About CytRx Corporation

CytRx Corporation (OTCQB: CYTR) is a biopharmaceutical company with expertise in discovering and developing new therapeutics principally to treat patients with cancer and neurodegenerative diseases. CytRx’s most recent advanced drug conjugate, aldoxorubicin, is an improved version of the widely used anti-cancer drug doxorubicin and has been out-licensed to ImmunityBio, Inc. (NASDAQ: IBRX). In addition, CytRx's drug candidate, arimoclomol, was sold to Orphazyme A/S (Nasdaq: ORPH) in exchange for milestone payments and royalties. Orphazyme is developing arimoclomol in Niemann-Pick disease Type C ("NPC") and Gaucher disease. Learn more at www.cytrx.com.

Forward-Looking Statements

This press release may contain certain statements relating to future results which are forward-looking statements. These statements are not historical facts, but instead represent only CytRx’s belief regarding future events, many of which, by their nature, are inherently uncertain and outside of CytRx’s control. Forward-looking statements include those relating to the offering of CytRx’s securities, including as to the consummation of the offering described above, the expected proceeds from the offering, the intended use of proceeds and the timing of the closing of the offering, which may be affected by, among others, delays in satisfying or failure to satisfy closing conditions for the registered direct offering and the concurrent private placement and adverse changes in general economic and market conditions. Forward-looking statements also includes statements relating to the potential receipt of EMA and FDA approval of arimoclomol, the CytRx’s potential receipt of future milestone and royalty payments from Orphazyme and the achievement of long-term value for the CytRx’s stockholders. Such statements involve risks and uncertainties that could cause actual events or results to differ materially from the events or results described in the forward-looking statements, including risks and uncertainties relating to the ability of Orphazyme to obtain regulatory approval for, manufacture and commercialize its products and therapies that use arimoclomol; the results of clinical trials involving arimoclomol; the amount, if any, of future milestone and royalty payments that we may receive from Orphazyme; and other risks and uncertainties described in the most recent annual and quarterly reports filed by the CytRx with the SEC, including disclosures under the heading “Risk Factors”, and current reports filed since the date of the CytRx’s most recent annual report. All forward-looking statements are based upon information available to the CytRx on the date the statements are first published. The CytRx undertakes no obligation to publicly update or revise any forward-looking statements, whether as a result of new information, future events or otherwise.

FAQ

What is the total amount raised by CytRx Corporation in the recent securities purchase agreement?
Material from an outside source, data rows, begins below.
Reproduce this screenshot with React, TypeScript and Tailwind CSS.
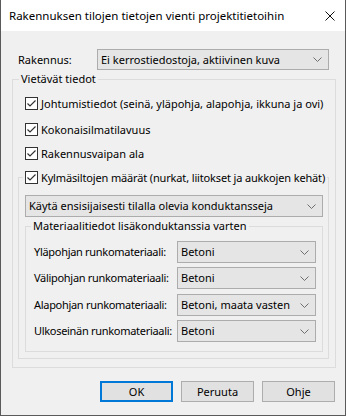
import React from "react";

const font = { fontFamily: "'Segoe UI', 'Noto Sans', sans-serif" };

function Chevron() {
  return (
    <svg width="9" height="5" viewBox="0 0 9 5" className="shrink-0">
      <path d="M0.5 0.5 L4.5 4.5 L8.5 0.5" fill="none" stroke="#6f6f6f" strokeWidth="1" />
    </svg>
  );
}

function Combo({ value, className }: { value: string; className: string }) {
  return (
    <div
      className={`flex items-center justify-between border border-[#acacac] bg-[#e5e5e5] pl-[3px] pr-[6px] ${className}`}
    >
      <span className="whitespace-nowrap">{value}</span>
      <Chevron />
    </div>
  );
}

function Check({ label, tight }: { label: string; tight?: boolean }) {
  return (
    <div className="flex h-[13px] items-center">
      <div className="flex h-[13px] w-[13px] shrink-0 items-center justify-center border border-[#333333] bg-white">
        <svg width="11" height="11" viewBox="0 0 11 11">
          <path d="M1.5 5.5 L4 8 L9.5 2.5" fill="none" stroke="#333333" strokeWidth="1.2" />
        </svg>
      </div>
      <span className={`ml-[3px] whitespace-nowrap ${tight ? "tracking-[-0.15px]" : ""}`}>{label}</span>
    </div>
  );
}

function MaterialRow({ label, value, className }: { label: string; value: string; className: string }) {
  return (
    <div className={`flex h-[22px] items-center pl-[8px] pr-[6px] ${className}`}>
      <span className="whitespace-nowrap tracking-[-0.3px]">{label}</span>
      <Combo value={value} className="ml-auto h-[22px] w-[139px]" />
    </div>
  );
}

export default function App() {
  return (
    <div
      className="flex h-[416px] w-[346px] flex-col border-x border-b border-[#5a5a5a] text-[11px] leading-[16px] text-black"
      style={font}
    >
      {/* title bar */}
      <div className="flex h-[31px] items-center justify-between bg-white pl-[8px] pr-[8px]">
        <span className="whitespace-nowrap text-[11.5px]">Rakennuksen tilojen tietojen vienti projektitietoihin</span>
        <svg width="10" height="10" viewBox="0 0 10 10" className="mr-[2px]">
          <path d="M0.5 0.5 L9.5 9.5 M9.5 0.5 L0.5 9.5" stroke="#111111" strokeWidth="1" />
        </svg>
      </div>

      <div className="flex flex-1 flex-col bg-[#f0f0f0] pl-[11px] pr-[9px] pt-[18px]">
        <div className="flex h-[21px] items-center pl-[6px] pr-[7px]">
          <span>Rakennus:</span>
          <Combo value="Ei kerrostiedostoja, aktiivinen kuva" className="ml-auto h-[21px] w-[232px]" />
        </div>

        <fieldset className="mt-[1px] min-w-0 border border-[#dcdcdc] pl-[6px] pb-[8px]">
          <legend className="px-[2px]">Vietävät tiedot</legend>
          <div className="pl-[6px]">
            <div className="mt-[10px]">
              <Check label="Johtumistiedot (seinä, yläpohja, alapohja, ikkuna ja ovi)" />
            </div>
            <div className="mt-[13px]">
              <Check label="Kokonaisilmatilavuus" />
            </div>
            <div className="mt-[11px]">
              <Check label="Rakennusvaipan ala" />
            </div>
          </div>

          <fieldset className="mr-[6px] mt-[11px] -ml-[1px] min-w-0 border border-[#dcdcdc] pl-[4px] pb-[6px]">
            <legend className="px-[2px]">
              <Check tight label="Kylmäsiltojen määrät (nurkat, liitokset ja aukkojen kehät)" />
            </legend>
            <div className="ml-[2px] mr-[5px]">
              <Combo value="Käytä ensisijaisesti tilalla olevia konduktansseja" className="mt-[11px] h-[22px] w-full" />

              <fieldset className="mt-[1px] min-w-0 border border-[#dcdcdc] pl-[5px] pb-[9px]">
                <legend className="px-[2px]">Materiaalitiedot lisäkonduktanssia varten</legend>
                <div className="-ml-[5px]">
                  <MaterialRow className="mt-[7px]" label="Yläpohjan runkomateriaali:" value="Betoni" />
                  <MaterialRow className="mt-[4px]" label="Välipohjan runkomateriaali:" value="Betoni" />
                  <MaterialRow className="mt-[5px]" label="Alapohjan runkomateriaali:" value="Betoni, maata vasten" />
                  <MaterialRow className="mt-[4px]" label="Ulkoseinän runkomateriaali:" value="Betoni" />
                </div>
              </fieldset>
            </div>
          </fieldset>
        </fieldset>

        <div className="mt-[13px] flex justify-end gap-[8px] pr-[1px]">
          <button className="h-[21px] w-[73px] border-2 border-[#0078d7] bg-[#e1e1e1]">OK</button>
          <button className="h-[21px] w-[73px] border border-[#adadad] bg-[#e1e1e1]">Peruuta</button>
          <button className="h-[21px] w-[73px] border border-[#adadad] bg-[#e1e1e1]">Ohje</button>
        </div>
      </div>
    </div>
  );
}
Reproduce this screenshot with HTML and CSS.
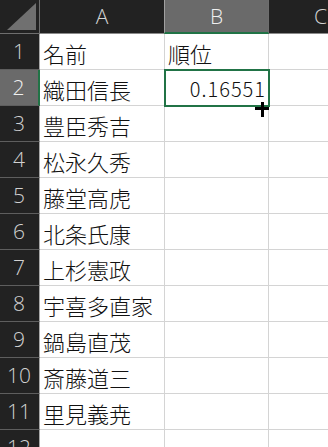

CytRx Corporation raised approximately $10 million through the securities purchase agreement.

What are the terms of the preferred stock offered by CytRx?

CytRx is offering 8,240 shares of Series C Preferred Stock at a purchase price of $1,000 per share, convertible into up to 9,363,637 shares of common stock.

What is the exercise price for the investment option granted to the investor?

The exercise price for the investment option is $0.88 per share.

What are the intended uses of the net proceeds from CytRx's recent offering?

The net proceeds from the offering will be used for working capital purposes.

When is the expected closing date for the securities purchase agreement?

The expected closing date for the offering is on or about July 15, 2021.